Target Security Breach: 7 Ways to Protect Yourself


140113121845-target-shopperss-hack-620xaThe huge security breach that has affected Target recently appears to have been part of a broader and highly sophisticated scam that potentially affected a large number of retailers. It has now been confirmed that the attack that occurred last month has affected 40 million credit and debit card accounts and led to data theft including names and email addresses of as many as 70 million innocent customers. 

Is it just a matter of time before our personal information is compromised? While many shoppers have been left feeling angry and helpless, there are some steps consumers can take to protect themselves against fraud and identity theft. After all, the best solution to a problem is prevention. Before we begin it’s important to remember that retailers are not legally required to offer credit protection services to customers and we are all responsible for continued monitoring of our credit card and bank accounts. We must continue being vigilant in recognising fraudulent emails or phone calls from people claiming to represent retailers or banks.

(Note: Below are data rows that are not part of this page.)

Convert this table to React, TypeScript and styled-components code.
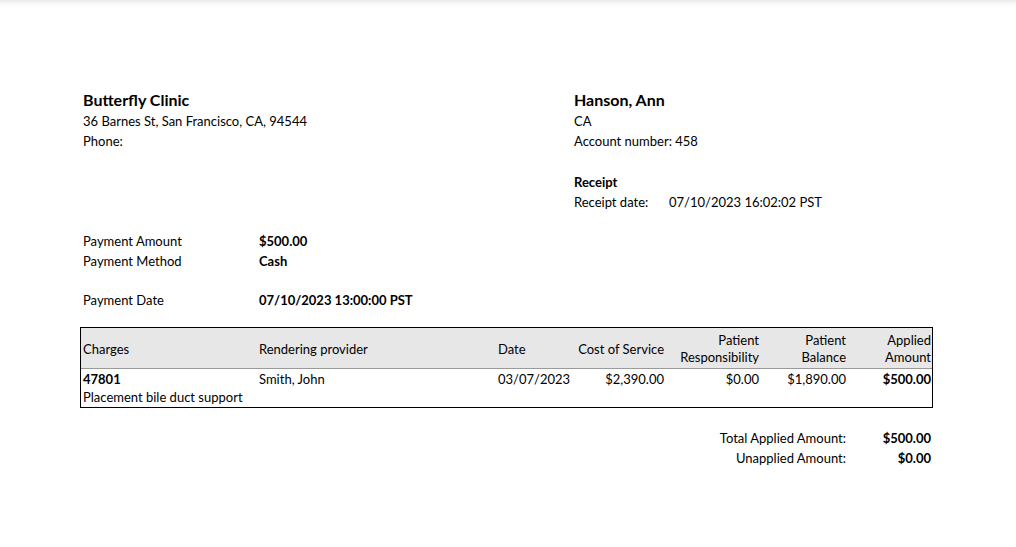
import React from "react";
import styled, { createGlobalStyle } from "styled-components";

const GlobalStyle = createGlobalStyle`
  html, body {
    margin: 0;
    padding: 0;
    background: #fff;
  }
  body {
    font-family: Lato, "Liberation Sans", sans-serif;
    font-size: 13px;
    color: #000;
  }
`;

type Charge = {
  code: string;
  description: string;
  provider: string;
  date: string;
  cost: string;
  responsibility: string;
  balance: string;
  applied: string;
};

const charges: Charge[] = [
  {
    code: "47801",
    description: "Placement bile duct support",
    provider: "Smith, John",
    date: "03/07/2023",
    cost: "$2,390.00",
    responsibility: "$0.00",
    balance: "$1,890.00",
    applied: "$500.00",
  },
];

export default function App() {
  return (
    <>
      <GlobalStyle />
      <Page>
        <Header>
          <Block>
            <Name>Butterfly Clinic</Name>
            <Line>36 Barnes St, San Francisco, CA, 94544</Line>
            <Line>Phone:</Line>
          </Block>
          <Block>
            <Name>Hanson, Ann</Name>
            <Line>CA</Line>
            <Line>Account number: 458</Line>
            <ReceiptTitle>Receipt</ReceiptTitle>
            <Pair $labelWidth={95}>
              <span>Receipt date:</span>
              <span>07/10/2023 16:02:02 PST</span>
            </Pair>
          </Block>
        </Header>

        <Payment>
          <Pair $labelWidth={176}>
            <span>Payment Amount</span>
            <Strong>$500.00</Strong>
          </Pair>
          <Pair $labelWidth={176}>
            <span>Payment Method</span>
            <Strong>Cash</Strong>
          </Pair>
          <Pair $labelWidth={176} $gapTop={19}>
            <span>Payment Date</span>
            <Strong>07/10/2023 13:00:00 PST</Strong>
          </Pair>
        </Payment>

        <Table>
          <HeadRow>
            <Cell>Charges</Cell>
            <Cell>Rendering provider</Cell>
            <Cell>Date</Cell>
            <Cell $right>Cost of Service</Cell>
            <Cell $right>
              Patient
              <br />
              Responsibility
            </Cell>
            <Cell $right>
              Patient
              <br />
              Balance
            </Cell>
            <Cell $right $last>
              Applied
              <br />
              Amount
            </Cell>
          </HeadRow>
          {charges.map((c) => (
            <BodyRow key={c.code}>
              <Cell>
                <Strong>{c.code}</Strong>
                <br />
                {c.description}
              </Cell>
              <Cell>{c.provider}</Cell>
              <Cell>{c.date}</Cell>
              <Cell $right>{c.cost}</Cell>
              <Cell $right>{c.responsibility}</Cell>
              <Cell $right>{c.balance}</Cell>
              <Cell $right $last>
                <Strong>{c.applied}</Strong>
              </Cell>
            </BodyRow>
          ))}
        </Table>

        <Totals>
          <TotalLabel>Total Applied Amount:</TotalLabel>
          <TotalValue>$500.00</TotalValue>
          <TotalLabel>Unapplied Amount:</TotalLabel>
          <TotalValue>$0.00</TotalValue>
        </Totals>
      </Page>
    </>
  );
}

const Page = styled.div`
  min-height: 547px;
  box-sizing: border-box;
  padding: 90px 0 40px 83px;
  background: linear-gradient(#e9e9e9 0px, #f7f7f7 3px, #fff 7px) no-repeat;
`;

const Header = styled.div`
  display: grid;
  grid-template-columns: 491px 1fr;
`;

const Block = styled.div`
  display: flex;
  flex-direction: column;
`;

const Name = styled.div`
  font-size: 16px;
  font-weight: 700;
  line-height: 19px;
  margin-bottom: 2px;
`;

const Line = styled.div`
  line-height: 20px;
`;

const ReceiptTitle = styled.div`
  font-weight: 700;
  line-height: 20px;
  margin-top: 21px;
`;

const Pair = styled.div<{ $labelWidth: number; $gapTop?: number }>`
  display: grid;
  grid-template-columns: ${(p) => p.$labelWidth}px auto;
  line-height: 20px;
  margin-top: ${(p) => p.$gapTop ?? 0}px;
`;

const Strong = styled.span`
  font-weight: 700;
`;

const Payment = styled.div`
  display: flex;
  flex-direction: column;
  margin-top: 19px;
`;

const Table = styled.div`
  width: 851px;
  margin: 17px 0 0 -3px;
  border: 1px solid #000;
`;

const columns = "176px 239px 74px 96px 95px 87px 84px";

const HeadRow = styled.div`
  display: grid;
  grid-template-columns: ${columns};
  height: 41px;
  box-sizing: border-box;
  padding-top: 2px;
  background: #e7e7e7;
  border-bottom: 1px solid #9a9a9a;
  align-items: center;
  line-height: 17px;
`;

const BodyRow = styled.div`
  display: grid;
  grid-template-columns: ${columns};
  align-items: start;
  line-height: 18px;
  padding: 1px 0 1px;
`;

const Cell = styled.div<{ $right?: boolean; $last?: boolean }>`
  padding: 0 ${(p) => (p.$last ? 1 : 2)}px 0 2px;
  text-align: ${(p) => (p.$right ? "right" : "left")};
  white-space: nowrap;
`;

const Totals = styled.div`
  display: grid;
  grid-template-columns: 1fr 85px;
  width: 853px;
  margin: 20px 0 0 -3px;
  line-height: 20px;
`;

const TotalLabel = styled.div`
  text-align: right;
  padding-right: 2px;
`;

const TotalValue = styled.div`
  text-align: right;
  padding-right: 2px;
  font-weight: 700;
`;
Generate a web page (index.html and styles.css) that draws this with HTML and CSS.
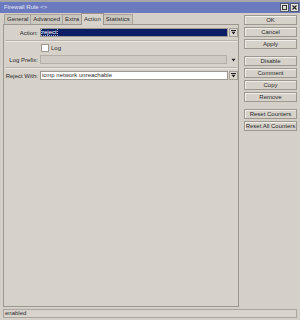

So, how can you protect yourself in future? Use cash instead? No. Cash can be lost or stolen with little or no recourse. Credit cards offer better protection to the card holder especially when they are used without authority, a much safer option. Here are some top tips on how to protect yourself while still using plastic.

1. Be vigilant – check your credit and debit card statements regularly and report any unusual charges, even if it’s only small. Sometimes thieves place a small charge to check if the card is active.

2. If you notice an unauthorised charge, especially if it’s a debit card, ask your provider to cancel your current card immediately and issue you a new one.

3. Consider various options for monitoring your credit profile and credit card activity. Target offers a credit-monitoring service for customers, as do other retailers.

4. Be cautious of any correspondence claiming to be from your bank or the retailer you shopped at and never give any sensitive information such as PIN numbers. Double check the URL in the correspondence you have received. If you are suspicious, report it.

5. When there has been theft of personal data, thieves will often use ‘phishing’ to convince you to part with even more personal data such as passwords. This is not only done on the phone or over email, but also social media sites such as Twitter so be warned. If you use the same password for your online banking as you do for your social media accounts then change them, you can never be too careful.

6. Too many people have simple passwords for their accounts. If this includes you, make sure you change it. If you can’t think of one, use a password generator or add some capital letters to numbers to your current password to make it stronger.

7. Shred your documents – while online fraud and data theft is growing, it’s important not to forget about correctly storing and disposing your physical documents too.

Some believe that using cash is the only solution. This is not the case. Consumers need to be aware that data security is down to their own vigilance, and they should not solely rely on their bank or financial provider to protect their information. Attacks are inevitable and will continue to happen so it’s important to be prepared and protect yourself.